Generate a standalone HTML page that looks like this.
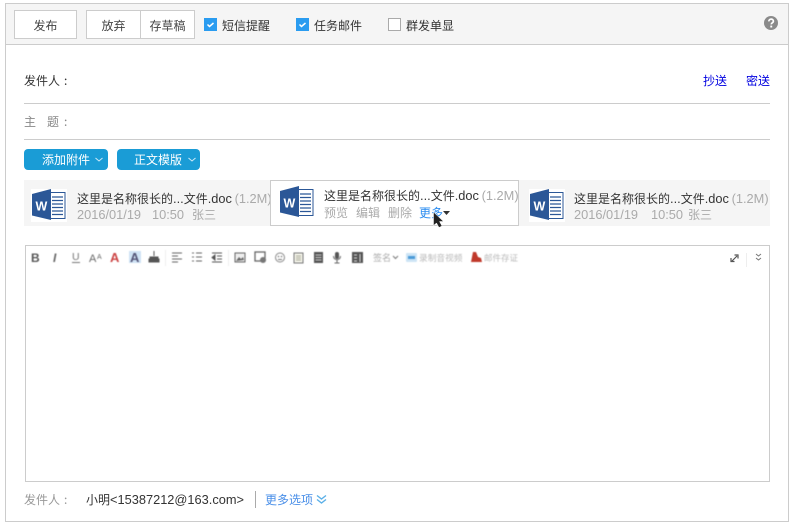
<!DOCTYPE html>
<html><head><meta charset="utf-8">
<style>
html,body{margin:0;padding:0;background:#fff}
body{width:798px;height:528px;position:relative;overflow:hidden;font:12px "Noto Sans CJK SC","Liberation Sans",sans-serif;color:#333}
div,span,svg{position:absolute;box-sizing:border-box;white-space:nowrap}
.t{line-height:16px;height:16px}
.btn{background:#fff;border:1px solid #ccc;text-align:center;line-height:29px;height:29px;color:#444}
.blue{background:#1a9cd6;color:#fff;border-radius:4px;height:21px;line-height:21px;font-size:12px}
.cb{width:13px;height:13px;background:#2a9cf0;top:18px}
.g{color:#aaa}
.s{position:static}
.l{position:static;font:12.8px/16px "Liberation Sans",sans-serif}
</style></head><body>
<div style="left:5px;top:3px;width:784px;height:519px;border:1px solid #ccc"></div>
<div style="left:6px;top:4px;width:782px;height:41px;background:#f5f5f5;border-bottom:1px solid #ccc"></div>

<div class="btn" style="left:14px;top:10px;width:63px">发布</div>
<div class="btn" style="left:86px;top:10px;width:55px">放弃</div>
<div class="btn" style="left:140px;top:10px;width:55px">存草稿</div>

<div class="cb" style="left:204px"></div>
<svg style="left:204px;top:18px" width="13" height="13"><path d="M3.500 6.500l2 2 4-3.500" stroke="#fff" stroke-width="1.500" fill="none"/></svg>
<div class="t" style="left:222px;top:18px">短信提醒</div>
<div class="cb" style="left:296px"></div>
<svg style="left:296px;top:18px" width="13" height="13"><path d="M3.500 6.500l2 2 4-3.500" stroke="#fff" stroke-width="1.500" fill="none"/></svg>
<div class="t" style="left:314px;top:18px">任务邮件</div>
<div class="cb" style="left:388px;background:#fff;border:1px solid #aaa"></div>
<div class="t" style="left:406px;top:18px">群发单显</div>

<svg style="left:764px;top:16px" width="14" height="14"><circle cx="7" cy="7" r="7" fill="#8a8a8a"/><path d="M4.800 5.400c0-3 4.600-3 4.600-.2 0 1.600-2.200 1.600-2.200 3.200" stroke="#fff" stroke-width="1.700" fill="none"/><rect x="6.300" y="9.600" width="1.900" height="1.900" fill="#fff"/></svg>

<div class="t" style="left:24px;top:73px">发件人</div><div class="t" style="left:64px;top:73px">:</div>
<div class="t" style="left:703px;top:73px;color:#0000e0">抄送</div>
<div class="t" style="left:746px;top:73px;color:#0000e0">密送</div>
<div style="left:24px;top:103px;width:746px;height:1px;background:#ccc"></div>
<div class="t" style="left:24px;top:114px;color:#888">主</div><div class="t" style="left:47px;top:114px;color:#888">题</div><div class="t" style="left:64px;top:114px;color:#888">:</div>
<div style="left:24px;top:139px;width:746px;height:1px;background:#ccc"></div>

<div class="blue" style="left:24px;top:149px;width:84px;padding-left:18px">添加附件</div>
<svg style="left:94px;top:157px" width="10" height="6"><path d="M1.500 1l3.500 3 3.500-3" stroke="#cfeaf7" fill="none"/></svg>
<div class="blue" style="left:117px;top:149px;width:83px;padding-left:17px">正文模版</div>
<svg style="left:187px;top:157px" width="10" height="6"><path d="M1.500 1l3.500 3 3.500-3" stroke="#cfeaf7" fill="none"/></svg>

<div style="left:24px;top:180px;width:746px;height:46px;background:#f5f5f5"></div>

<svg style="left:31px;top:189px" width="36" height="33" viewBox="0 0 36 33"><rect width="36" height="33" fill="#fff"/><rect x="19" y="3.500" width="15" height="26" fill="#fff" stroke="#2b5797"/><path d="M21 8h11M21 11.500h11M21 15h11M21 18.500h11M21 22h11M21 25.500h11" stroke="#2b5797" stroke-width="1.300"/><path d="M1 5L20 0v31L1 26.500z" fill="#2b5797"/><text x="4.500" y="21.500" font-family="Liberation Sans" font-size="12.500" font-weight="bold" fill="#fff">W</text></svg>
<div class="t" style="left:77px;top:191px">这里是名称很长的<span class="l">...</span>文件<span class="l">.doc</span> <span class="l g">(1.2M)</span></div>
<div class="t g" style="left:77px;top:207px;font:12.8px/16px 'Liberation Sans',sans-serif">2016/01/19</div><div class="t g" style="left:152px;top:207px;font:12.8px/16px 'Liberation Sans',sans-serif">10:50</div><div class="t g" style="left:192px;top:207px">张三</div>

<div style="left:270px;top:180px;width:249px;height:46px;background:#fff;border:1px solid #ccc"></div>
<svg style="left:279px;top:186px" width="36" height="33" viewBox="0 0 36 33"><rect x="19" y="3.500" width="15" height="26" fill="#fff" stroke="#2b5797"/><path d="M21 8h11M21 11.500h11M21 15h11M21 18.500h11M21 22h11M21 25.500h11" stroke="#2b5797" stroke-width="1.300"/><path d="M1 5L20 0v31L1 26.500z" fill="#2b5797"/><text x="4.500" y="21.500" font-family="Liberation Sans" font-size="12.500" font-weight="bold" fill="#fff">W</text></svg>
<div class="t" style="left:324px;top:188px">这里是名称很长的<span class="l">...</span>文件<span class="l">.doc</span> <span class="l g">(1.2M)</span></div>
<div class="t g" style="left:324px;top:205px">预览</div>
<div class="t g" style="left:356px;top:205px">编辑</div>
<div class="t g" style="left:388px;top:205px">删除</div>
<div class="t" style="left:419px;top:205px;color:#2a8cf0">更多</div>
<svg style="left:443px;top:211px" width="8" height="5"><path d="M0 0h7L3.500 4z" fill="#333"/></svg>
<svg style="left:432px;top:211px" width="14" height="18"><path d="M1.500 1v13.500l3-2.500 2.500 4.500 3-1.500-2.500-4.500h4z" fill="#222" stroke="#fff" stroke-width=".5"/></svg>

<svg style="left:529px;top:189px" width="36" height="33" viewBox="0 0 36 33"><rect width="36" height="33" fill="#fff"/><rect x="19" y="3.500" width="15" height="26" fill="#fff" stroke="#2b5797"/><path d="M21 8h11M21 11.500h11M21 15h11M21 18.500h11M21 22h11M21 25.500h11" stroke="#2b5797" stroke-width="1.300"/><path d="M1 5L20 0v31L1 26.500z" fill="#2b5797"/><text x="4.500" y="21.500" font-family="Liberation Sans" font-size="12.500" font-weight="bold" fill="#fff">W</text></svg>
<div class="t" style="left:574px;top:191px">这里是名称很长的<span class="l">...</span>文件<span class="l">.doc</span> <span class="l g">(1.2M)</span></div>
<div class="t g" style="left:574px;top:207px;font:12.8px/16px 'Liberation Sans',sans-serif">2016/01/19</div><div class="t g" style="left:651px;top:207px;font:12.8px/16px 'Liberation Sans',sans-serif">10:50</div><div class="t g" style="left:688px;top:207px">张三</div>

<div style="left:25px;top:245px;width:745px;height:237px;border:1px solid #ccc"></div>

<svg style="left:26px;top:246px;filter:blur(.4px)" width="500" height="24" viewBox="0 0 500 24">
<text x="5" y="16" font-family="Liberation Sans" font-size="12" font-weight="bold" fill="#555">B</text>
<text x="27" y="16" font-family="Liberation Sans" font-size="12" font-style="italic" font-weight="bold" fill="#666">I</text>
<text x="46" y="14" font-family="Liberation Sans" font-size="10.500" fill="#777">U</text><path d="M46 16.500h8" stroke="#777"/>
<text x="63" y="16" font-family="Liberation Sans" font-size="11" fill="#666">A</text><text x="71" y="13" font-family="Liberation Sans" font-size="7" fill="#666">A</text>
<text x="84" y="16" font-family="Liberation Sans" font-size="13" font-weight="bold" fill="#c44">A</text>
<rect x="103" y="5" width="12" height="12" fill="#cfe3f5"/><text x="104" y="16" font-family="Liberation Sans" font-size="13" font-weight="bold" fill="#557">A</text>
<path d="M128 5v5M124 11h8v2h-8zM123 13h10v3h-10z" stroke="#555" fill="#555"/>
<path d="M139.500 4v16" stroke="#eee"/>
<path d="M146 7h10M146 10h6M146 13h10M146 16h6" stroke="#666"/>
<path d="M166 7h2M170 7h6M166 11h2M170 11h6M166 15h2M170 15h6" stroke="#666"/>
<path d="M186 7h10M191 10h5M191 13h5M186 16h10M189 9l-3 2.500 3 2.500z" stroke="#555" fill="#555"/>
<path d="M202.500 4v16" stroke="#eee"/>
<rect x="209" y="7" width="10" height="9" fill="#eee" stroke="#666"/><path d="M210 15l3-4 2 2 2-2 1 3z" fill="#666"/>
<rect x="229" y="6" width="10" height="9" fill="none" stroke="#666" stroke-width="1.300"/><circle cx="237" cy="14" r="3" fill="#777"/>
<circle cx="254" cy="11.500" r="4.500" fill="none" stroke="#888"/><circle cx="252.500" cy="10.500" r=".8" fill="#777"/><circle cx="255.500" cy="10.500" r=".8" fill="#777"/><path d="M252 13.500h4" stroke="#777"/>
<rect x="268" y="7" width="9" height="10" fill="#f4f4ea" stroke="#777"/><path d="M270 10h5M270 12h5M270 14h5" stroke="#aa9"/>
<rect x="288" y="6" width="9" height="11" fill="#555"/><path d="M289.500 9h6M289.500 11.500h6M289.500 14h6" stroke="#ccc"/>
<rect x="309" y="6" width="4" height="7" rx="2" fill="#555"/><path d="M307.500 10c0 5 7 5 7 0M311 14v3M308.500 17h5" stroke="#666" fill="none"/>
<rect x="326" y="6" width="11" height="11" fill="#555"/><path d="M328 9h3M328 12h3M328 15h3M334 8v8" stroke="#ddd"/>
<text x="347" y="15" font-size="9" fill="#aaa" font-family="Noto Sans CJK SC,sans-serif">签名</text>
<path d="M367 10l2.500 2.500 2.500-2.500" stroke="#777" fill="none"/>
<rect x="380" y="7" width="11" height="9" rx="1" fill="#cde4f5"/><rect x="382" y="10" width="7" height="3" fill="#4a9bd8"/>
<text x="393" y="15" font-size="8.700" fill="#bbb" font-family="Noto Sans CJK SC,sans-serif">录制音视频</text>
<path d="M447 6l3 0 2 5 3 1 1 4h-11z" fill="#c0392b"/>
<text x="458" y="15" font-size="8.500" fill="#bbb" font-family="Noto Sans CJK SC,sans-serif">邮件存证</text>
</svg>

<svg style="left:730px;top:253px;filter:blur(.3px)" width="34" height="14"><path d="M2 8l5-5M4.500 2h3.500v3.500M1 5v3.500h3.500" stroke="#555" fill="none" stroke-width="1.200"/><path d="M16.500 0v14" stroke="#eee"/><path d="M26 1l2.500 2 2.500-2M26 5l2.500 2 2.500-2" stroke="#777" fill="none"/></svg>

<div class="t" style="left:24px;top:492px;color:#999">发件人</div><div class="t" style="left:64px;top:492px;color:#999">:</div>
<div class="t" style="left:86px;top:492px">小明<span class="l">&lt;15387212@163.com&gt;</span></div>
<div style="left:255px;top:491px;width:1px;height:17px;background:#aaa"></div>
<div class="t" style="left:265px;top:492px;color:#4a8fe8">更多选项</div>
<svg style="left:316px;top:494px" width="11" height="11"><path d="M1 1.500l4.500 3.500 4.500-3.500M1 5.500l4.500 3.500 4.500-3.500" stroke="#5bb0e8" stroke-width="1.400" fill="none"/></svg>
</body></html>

--

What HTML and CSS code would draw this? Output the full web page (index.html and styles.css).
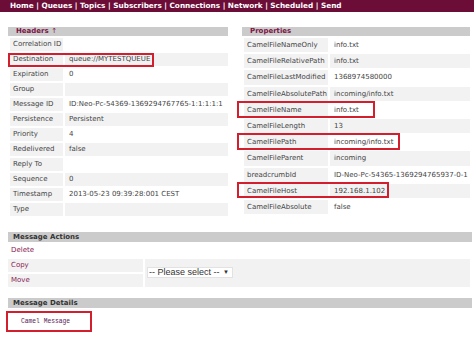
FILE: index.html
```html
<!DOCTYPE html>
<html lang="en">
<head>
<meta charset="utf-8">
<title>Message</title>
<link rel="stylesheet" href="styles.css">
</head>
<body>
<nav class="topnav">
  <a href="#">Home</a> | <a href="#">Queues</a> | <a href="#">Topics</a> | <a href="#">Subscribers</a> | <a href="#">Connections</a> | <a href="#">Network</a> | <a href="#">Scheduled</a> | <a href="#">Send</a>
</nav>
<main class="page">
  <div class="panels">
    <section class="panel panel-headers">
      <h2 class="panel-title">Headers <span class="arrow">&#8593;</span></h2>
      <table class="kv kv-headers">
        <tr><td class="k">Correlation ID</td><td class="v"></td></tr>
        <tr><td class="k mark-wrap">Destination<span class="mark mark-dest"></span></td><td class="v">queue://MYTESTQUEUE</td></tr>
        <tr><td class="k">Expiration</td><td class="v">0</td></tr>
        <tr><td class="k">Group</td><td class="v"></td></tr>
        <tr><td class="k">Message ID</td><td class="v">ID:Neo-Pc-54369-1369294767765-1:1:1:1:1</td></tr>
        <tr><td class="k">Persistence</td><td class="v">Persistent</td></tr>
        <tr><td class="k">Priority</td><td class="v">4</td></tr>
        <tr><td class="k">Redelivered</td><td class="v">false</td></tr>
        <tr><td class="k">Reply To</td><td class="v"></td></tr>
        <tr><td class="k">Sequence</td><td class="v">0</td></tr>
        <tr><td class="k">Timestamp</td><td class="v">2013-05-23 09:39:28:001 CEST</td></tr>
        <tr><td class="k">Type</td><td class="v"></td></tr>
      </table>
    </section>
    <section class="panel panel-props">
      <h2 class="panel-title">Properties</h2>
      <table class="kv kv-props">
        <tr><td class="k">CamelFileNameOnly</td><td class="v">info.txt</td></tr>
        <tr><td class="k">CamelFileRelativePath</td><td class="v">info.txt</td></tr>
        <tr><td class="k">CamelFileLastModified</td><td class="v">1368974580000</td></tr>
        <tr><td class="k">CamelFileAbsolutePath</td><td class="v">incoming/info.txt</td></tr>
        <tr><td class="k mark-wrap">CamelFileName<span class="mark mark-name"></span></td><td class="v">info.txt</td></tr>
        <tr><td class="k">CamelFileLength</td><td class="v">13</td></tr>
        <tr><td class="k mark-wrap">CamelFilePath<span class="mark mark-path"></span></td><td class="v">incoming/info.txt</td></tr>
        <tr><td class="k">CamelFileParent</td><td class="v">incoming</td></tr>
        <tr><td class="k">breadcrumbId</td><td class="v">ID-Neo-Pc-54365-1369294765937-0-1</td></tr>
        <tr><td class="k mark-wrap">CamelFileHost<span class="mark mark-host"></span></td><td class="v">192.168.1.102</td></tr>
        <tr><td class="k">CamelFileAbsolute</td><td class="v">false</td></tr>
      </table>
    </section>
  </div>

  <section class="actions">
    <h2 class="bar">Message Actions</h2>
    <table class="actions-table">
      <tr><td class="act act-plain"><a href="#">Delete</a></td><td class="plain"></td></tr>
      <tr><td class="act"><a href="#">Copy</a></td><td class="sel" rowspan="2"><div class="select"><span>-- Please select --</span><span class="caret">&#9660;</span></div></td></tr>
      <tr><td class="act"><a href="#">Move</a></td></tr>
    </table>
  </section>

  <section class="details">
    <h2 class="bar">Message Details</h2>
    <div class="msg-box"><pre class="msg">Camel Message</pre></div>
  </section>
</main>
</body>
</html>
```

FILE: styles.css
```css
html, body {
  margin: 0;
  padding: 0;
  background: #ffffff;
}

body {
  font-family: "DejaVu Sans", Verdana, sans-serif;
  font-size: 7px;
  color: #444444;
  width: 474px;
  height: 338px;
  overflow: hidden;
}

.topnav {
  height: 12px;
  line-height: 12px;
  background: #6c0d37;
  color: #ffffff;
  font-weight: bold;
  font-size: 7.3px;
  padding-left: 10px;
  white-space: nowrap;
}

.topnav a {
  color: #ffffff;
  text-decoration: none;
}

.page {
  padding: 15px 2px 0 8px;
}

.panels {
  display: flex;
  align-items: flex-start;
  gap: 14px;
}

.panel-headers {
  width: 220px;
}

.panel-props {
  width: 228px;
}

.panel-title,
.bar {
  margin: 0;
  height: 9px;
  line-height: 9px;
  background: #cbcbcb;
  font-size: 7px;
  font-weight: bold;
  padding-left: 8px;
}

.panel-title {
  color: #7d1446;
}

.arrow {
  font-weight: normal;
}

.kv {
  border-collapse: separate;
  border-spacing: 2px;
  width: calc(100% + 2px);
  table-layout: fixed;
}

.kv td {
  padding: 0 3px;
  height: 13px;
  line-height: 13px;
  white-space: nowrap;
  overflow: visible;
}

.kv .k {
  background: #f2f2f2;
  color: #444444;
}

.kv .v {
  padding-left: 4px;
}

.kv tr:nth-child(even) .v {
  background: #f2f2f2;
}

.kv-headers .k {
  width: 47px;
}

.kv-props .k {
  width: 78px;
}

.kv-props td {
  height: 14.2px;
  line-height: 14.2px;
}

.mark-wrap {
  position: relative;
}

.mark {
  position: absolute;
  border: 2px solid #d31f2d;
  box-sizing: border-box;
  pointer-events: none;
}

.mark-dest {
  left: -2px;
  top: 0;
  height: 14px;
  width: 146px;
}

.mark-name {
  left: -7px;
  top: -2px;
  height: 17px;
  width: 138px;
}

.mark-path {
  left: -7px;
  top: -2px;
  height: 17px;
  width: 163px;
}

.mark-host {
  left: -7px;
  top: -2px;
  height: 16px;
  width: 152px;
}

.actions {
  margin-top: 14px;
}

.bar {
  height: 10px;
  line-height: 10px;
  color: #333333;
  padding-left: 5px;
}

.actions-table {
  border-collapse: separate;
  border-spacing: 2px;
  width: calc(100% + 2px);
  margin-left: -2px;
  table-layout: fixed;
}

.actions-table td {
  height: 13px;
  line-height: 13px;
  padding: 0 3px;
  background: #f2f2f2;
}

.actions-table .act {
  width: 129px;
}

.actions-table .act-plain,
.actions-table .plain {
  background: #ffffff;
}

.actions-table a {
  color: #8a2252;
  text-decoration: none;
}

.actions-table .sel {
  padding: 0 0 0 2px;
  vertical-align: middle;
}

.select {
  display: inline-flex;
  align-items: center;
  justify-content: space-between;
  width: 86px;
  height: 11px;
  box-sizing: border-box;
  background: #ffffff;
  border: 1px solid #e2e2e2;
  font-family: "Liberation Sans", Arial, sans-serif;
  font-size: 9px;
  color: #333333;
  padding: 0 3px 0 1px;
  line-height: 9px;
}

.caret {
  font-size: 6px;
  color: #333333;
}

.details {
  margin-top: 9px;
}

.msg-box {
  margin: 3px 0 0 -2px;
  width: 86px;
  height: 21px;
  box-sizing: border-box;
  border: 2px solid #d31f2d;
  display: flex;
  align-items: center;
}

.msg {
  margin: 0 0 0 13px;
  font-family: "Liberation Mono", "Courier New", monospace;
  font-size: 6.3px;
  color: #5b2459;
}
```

Directive -> Find the lines containing "index" and list every one of them.

Solution to the exercise ->
What HTML and CSS code would draw this? Output the full web page (index.html and styles.css).
FILE: index.html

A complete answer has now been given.